We were sitting in the Cafe Piccadilly, Max Stein and I, and our talk turned to married women with lovers tolerated by their husbands. "House friends" we used to call such men in the Yiddish Writers' Club. Yes, women--what else could we have talked about? Neither of us was interested in politics or business. . . . Max Stein, a frustrated painter, tried to make a drawing of me on a sketch pad, but without success. He said to me "One cannot draw you. Your face changes every second. One moment you look young, another moment old. You have peculiar tics. Even your nose changes from minute to minute. . . . Love is supposed to be an instinct, but what is instinct? Instinct is not blind, or what they call unconscious. The instinct knows what it wants and plans and calculates perfectly. It is often shrewd and prescient. Schopenhauer dwells constantly on the subject of blind will. But will is far from blind--the very opposite. The intellect is blind. Give me a cigarette."

Several of the stories consist of one person telling his life story to a listener. In "A Peephole in the Gate," a young man in pre-war Poland looks through the aforementioned peephole and sees his fiance making love to a janitor's son. In despair, he runs off to New York, thus being spared the Holocaust. Many years and twists and turns later, he is an old man, now called Sam, telling his life's tale to another old man on a cruise ship bound for Buenos Aires. After hearing the man's long and complicated life story, the narrator/listener goes back to the beginning of the man's tale . . .

"It may be," I said, "that if you didn't look through the peephole that evening you would never have gone to America.

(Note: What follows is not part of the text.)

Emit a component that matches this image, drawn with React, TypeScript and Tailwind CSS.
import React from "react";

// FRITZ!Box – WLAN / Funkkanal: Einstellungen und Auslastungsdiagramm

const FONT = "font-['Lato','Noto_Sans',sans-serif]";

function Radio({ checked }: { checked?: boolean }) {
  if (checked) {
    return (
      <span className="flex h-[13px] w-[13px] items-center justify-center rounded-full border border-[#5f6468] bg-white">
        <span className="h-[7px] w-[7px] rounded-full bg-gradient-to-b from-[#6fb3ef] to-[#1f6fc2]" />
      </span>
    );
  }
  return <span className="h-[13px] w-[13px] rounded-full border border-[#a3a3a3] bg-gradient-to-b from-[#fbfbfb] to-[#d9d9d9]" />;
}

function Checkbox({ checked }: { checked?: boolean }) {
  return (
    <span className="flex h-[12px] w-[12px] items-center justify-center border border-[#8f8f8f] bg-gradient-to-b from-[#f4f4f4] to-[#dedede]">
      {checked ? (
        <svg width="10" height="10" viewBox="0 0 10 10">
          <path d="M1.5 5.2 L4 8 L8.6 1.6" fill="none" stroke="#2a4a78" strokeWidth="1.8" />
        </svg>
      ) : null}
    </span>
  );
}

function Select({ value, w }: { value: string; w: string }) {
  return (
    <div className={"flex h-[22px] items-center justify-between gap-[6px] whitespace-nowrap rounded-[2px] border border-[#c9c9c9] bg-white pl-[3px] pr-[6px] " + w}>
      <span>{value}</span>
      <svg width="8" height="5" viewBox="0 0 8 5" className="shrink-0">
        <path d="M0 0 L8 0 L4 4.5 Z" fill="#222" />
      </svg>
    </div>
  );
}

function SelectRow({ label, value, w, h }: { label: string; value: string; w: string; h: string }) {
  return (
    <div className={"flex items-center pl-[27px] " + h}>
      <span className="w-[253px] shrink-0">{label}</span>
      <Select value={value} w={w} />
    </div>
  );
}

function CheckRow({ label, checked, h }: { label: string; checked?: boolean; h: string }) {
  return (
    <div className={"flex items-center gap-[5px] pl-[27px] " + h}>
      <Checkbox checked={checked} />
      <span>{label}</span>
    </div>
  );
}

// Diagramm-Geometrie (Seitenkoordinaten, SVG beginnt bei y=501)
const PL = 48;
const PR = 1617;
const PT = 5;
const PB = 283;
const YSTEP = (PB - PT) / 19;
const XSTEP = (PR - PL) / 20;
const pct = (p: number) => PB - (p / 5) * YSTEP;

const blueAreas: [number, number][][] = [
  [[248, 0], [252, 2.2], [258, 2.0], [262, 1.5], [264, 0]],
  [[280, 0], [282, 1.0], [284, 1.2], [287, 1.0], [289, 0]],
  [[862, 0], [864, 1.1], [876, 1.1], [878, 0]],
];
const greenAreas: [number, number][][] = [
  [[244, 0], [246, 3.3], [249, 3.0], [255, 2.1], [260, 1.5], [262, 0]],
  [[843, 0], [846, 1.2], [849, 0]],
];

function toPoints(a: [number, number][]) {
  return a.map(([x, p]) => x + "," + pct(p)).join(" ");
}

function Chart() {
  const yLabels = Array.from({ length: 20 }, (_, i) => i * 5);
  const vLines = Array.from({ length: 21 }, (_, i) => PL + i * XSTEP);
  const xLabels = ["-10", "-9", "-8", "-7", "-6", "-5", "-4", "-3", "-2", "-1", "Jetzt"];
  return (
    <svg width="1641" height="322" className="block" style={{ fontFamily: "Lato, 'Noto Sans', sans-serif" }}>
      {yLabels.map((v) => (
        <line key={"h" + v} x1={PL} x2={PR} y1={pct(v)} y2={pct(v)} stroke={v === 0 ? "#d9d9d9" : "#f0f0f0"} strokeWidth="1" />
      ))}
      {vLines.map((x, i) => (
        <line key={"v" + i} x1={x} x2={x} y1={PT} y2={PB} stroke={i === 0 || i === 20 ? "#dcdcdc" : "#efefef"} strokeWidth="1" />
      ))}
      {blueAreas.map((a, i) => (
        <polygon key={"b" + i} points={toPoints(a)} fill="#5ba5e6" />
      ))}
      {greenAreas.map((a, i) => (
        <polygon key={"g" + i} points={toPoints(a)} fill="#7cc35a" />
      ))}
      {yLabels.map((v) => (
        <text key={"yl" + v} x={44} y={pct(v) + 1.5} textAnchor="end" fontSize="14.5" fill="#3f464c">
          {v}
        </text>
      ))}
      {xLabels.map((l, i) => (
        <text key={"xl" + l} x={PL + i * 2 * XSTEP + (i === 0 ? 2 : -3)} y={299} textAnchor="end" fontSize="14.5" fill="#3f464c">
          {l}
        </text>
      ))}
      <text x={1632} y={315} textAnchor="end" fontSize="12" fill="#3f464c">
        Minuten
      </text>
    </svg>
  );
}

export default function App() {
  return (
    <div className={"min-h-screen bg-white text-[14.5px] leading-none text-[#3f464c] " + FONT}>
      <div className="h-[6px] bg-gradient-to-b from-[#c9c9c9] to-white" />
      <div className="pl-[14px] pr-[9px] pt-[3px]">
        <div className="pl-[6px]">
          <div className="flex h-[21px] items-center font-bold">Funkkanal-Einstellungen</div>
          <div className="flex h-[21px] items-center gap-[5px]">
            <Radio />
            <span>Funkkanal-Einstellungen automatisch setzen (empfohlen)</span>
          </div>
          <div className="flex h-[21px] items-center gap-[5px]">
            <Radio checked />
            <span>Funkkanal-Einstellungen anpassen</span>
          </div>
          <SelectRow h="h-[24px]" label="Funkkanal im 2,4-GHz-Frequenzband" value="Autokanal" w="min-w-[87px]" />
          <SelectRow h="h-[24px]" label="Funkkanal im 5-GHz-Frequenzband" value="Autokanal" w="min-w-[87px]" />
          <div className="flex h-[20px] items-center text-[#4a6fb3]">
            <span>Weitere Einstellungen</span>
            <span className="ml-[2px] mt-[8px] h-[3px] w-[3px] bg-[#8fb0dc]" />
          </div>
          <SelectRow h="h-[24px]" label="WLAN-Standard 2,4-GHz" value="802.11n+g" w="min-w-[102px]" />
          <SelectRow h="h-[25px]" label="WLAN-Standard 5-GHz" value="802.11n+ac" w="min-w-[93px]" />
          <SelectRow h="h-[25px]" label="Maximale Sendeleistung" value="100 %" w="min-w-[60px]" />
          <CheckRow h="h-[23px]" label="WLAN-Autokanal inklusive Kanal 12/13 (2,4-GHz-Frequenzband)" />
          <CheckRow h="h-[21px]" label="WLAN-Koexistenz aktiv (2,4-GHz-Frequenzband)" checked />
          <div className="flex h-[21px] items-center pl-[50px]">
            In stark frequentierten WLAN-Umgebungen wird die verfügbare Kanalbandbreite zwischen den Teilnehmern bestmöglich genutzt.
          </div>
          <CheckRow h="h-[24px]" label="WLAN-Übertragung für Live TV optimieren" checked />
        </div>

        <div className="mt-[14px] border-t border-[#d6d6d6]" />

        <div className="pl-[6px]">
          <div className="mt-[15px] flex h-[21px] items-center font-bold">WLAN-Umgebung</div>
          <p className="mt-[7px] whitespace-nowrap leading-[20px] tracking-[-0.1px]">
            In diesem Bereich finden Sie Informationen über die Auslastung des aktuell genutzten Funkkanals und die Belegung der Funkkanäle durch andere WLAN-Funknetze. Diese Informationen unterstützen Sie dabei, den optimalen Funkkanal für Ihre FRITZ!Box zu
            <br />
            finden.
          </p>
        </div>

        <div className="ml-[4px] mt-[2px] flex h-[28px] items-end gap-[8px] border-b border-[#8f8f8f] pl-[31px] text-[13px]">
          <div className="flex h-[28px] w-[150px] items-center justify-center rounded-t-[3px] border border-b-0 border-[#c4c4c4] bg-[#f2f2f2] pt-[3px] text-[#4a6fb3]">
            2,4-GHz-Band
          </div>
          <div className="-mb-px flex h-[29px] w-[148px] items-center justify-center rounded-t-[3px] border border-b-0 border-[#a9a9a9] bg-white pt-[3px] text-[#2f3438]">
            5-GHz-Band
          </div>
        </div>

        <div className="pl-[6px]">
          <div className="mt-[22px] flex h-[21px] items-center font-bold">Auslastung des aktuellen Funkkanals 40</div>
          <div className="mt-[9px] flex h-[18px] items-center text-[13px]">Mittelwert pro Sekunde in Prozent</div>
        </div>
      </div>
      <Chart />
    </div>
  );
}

You and Eve and your children would all gave been burned in Auschwitz or tortured to death in some other concentration camp."

"Yes, I thought about that, too. One look through a peephole and your whole life is changed. You would still have been here at this table, but not with me. . . . What does all this mean? That everything is nothing but a miserable accident."

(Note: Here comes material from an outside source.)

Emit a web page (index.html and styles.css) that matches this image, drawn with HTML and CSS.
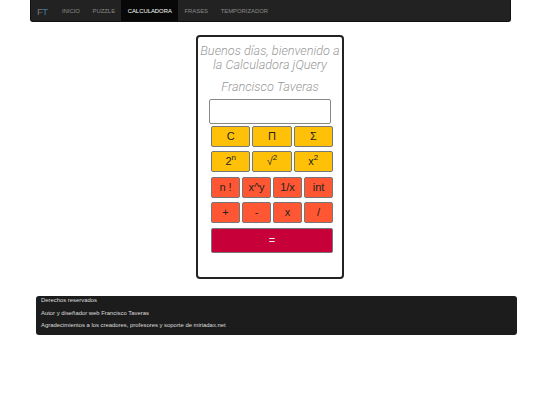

"Perhaps God wanted you to live and therefore he mad you look into the peephole."

"Now, my dear man, you talk nonsense. Why should God want me to live while millions of other people are destroyed?"

Just before this passage, Sam has said, ". . . I had hoped that old age would bring me peace. I reckoned that after seventy a person stops musing about all petty things. But the head does not know how old it is. It remains young and full of the same foolishness as at twenty. I know that Eve is no longer alive. She mush have perished in the Nazi slaughter. Even if she were alive, she would be a tottering old woman by now. But in my mind she is still a young girl and Boleck, the janitor's son, is still a young boy and the gate is still a gate."